AIM OF THE TASK: Filter the entries, keeping every line with the word "Generate".

DATA SHOWN:
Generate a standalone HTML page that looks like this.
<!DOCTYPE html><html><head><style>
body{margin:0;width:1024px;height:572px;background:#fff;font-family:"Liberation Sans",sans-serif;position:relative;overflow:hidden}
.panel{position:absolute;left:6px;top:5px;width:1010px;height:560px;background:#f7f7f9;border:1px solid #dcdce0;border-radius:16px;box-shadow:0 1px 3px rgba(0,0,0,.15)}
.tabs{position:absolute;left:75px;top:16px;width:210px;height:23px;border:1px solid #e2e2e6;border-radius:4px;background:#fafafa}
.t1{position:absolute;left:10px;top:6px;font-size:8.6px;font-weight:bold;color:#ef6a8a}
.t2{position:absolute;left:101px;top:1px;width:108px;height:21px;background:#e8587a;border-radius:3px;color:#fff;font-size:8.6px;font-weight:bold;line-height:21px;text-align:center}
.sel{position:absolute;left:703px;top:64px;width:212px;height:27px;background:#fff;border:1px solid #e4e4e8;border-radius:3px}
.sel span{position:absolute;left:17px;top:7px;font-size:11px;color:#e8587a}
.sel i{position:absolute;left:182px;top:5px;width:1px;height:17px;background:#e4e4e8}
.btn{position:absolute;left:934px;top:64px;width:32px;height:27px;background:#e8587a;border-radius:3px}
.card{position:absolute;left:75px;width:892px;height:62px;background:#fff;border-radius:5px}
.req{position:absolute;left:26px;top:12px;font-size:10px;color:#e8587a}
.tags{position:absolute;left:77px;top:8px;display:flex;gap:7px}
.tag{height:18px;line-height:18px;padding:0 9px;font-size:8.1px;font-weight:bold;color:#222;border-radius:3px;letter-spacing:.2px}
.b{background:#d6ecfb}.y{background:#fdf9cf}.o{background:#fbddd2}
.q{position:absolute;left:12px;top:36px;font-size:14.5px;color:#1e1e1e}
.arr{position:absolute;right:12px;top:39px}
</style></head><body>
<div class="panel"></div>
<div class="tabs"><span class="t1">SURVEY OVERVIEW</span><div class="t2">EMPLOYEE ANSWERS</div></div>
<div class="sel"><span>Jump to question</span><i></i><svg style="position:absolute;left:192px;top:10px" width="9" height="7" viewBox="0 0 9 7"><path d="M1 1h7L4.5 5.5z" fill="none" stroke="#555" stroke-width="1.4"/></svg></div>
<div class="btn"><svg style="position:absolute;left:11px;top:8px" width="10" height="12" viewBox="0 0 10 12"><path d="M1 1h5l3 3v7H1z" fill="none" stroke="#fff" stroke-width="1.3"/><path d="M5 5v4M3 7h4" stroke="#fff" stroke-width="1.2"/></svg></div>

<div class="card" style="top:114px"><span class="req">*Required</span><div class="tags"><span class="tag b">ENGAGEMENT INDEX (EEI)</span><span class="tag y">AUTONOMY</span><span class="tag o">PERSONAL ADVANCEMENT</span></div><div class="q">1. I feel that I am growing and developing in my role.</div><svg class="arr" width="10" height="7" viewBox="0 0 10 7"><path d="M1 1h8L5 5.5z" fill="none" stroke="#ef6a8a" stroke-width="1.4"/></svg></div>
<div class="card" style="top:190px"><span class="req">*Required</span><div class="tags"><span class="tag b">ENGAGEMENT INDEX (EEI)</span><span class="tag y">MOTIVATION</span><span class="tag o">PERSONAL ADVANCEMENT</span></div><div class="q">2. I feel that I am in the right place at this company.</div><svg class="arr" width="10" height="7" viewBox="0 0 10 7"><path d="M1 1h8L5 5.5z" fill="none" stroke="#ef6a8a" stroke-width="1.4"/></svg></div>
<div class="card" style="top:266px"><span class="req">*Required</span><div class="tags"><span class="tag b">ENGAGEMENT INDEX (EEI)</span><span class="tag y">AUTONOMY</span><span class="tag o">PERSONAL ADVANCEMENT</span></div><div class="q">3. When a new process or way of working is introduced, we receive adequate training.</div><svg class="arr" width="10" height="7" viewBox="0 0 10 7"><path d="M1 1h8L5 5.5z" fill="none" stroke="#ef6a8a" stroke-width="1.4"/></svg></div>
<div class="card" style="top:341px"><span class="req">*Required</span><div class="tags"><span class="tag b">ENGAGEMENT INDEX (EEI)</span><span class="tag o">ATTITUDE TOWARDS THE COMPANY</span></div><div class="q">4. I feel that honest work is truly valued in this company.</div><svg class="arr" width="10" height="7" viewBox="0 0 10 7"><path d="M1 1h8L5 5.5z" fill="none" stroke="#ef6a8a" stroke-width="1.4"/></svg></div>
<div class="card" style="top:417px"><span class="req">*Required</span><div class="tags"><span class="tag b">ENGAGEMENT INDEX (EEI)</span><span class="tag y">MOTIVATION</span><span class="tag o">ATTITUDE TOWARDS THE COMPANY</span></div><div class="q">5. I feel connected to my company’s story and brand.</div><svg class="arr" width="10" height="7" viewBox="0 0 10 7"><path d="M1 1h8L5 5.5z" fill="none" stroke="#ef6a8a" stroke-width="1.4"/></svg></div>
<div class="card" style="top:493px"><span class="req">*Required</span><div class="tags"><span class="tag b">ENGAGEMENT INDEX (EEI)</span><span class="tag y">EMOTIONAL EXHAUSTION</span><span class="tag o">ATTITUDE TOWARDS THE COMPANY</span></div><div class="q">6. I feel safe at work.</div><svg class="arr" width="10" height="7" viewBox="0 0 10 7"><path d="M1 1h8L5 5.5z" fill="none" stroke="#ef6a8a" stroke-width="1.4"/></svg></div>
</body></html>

---

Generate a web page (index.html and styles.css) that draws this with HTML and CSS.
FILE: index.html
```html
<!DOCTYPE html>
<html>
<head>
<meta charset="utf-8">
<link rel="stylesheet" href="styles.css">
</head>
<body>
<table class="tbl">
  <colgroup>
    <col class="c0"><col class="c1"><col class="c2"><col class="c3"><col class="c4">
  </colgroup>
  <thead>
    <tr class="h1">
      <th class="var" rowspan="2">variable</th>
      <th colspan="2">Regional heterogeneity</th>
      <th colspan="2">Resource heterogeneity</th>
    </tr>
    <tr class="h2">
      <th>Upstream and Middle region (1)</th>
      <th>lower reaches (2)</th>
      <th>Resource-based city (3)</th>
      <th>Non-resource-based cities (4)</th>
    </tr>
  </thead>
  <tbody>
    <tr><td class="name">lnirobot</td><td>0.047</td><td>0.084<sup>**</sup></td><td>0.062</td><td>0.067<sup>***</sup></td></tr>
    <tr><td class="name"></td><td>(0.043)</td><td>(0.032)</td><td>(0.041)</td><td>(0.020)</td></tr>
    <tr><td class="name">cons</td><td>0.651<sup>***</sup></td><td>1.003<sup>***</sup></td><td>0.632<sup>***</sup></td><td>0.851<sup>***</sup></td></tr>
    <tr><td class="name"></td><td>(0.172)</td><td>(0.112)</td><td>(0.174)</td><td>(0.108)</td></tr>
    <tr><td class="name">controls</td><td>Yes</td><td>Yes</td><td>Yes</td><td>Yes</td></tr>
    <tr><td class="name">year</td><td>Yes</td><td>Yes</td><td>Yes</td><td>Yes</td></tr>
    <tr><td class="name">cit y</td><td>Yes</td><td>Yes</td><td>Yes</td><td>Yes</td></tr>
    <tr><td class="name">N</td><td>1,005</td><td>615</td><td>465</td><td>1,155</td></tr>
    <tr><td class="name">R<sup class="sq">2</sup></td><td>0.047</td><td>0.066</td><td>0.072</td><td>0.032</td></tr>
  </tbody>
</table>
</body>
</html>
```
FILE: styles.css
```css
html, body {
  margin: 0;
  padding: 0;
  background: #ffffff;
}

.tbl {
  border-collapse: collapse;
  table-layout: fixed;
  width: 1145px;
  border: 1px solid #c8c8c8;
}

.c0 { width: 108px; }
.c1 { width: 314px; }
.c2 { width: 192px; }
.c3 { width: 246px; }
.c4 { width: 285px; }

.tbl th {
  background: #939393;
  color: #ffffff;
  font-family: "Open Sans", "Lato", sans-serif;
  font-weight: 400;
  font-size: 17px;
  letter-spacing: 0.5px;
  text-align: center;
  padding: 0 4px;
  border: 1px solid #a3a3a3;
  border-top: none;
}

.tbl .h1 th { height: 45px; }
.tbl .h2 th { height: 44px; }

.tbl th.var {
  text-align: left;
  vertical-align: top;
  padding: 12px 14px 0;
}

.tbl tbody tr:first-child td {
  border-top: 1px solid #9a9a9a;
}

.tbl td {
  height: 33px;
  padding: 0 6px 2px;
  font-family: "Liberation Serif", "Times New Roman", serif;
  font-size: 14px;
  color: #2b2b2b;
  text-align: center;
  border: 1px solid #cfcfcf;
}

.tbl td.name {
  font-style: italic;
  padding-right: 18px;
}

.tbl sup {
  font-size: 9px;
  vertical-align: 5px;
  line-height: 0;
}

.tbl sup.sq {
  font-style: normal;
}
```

WRITTEN RESPONSE:
Generate a standalone HTML page that looks like this.
Generate a web page (index.html and styles.css) that draws this with HTML and CSS.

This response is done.